Dizer que viajar é bom parece mais redundante do que sugerir flores para a primavera. No entanto, há verdades que, por mais óbvias que sejam, precisam ser revalidadas regularmente, com a salvaguarda de não nos deixarmos mergulhar na rotina diária por muito tempo e de nos esquecermos que a vida é muito mais (e surpreendente) do que aquilo que nos envolve no dia-a-dia.
Se há algo que os últimos quase dois anos nos retiraram foi o sentimento de liberdade, acondicionando-nos numa bola claustrofóbica de regras, impedimentos e restrições, e uma dose extra de stress, aquele que andávamos a tentar livrar-nos há anos com aulas de yoga e meditações guiadas.

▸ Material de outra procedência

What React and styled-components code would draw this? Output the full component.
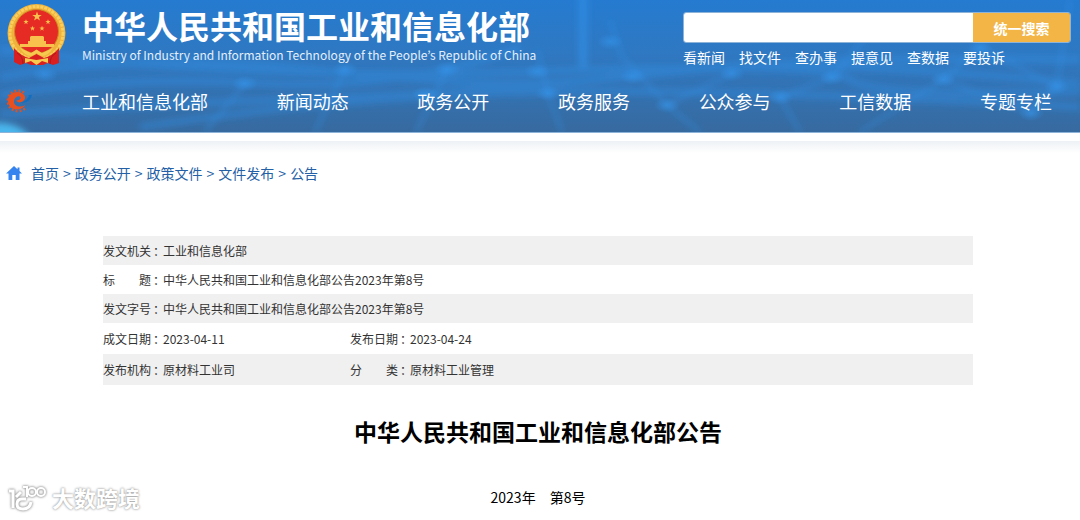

No mês passado fui passar duas semanas ao Brasil e sinto que o destino nem sequer foi essencial, pois mal entrei dentro de um avião e fui atingida por aquele ar condicionado gelado e o barulho dos motores foi como se o meu cérebro tivesse sido reanimado. E foi assim durante todas as férias: cada nova experiência, sabor, paisagem, cheiro, pessoa, edifício, servia de desfibrilhador. Mesmo com os cuidados que uma era de pandemia exige, só pelo facto de estar num local que ainda não tinha espaço na minha mente, e numa cultura em que cada pormenor é uma diferença, senti que me foram devolvidos anos de uma vida que – basta querermos – pode estar prestes a começar.
O escritor Patrick Rothfuss diz que um longo alongamento pela estrada pode ensinar-nos mais sobre nós do que 100 anos de silêncio, e se nos permitirmos a tal, viajar pode expandir a nossa cabeça de uma forma totalmente inovadora. Ser confrontado com a diferença faz-nos olhar para aqueles que são os nossos costumes sob uma nova luz, não cumprir horários leva-nos a apreciar o tempo de uma nova forma. Além do facto de não termos de ir trabalhar todos os dias, claro, a liberdade de horários oferece-nos uma nova perspetiva sobre a forma como ocuparíamos o nosso tempo se o stress não fizesse parte dele, e abanar as rotinas traz um novo e reconfortante sopro de novidade.
Também passa muitas vezes sobre nos rendermos ao que não conseguimos controlar, porque só por estarmos a viajar não significa que tudo vá correr na perfeição. Os imprevistos fazem parte de qualquer momento da vida e é a maneira como lidamos com eles que nos adiciona resiliência e paciência. A nossa flexibilidade cognitiva é estimulada, o que pode resultar num surto de criatividade maior (mas segundo o professor Adam Galinsky, que há anos estuda a ligação entre viajar e criatividade, este efeito só acontece se imergirmos na cultura alheia e estivermos efetivamente atentos ao que nos rodeia).
Como regressar ao quotidiano sem um ligeiro abalo? Tentando incorporar aspetos simples que nos fizeram bem no nosso dia-a-dia. Uma experiência que dê para repetir à distância (como um prato típico). Esforçando-nos para manter a mesma atenção plena ao agora que aconteceu durante a viagem. Deixando a mente aberta a conhecer algo novo. E, claro, começar a planear a próxima viagem.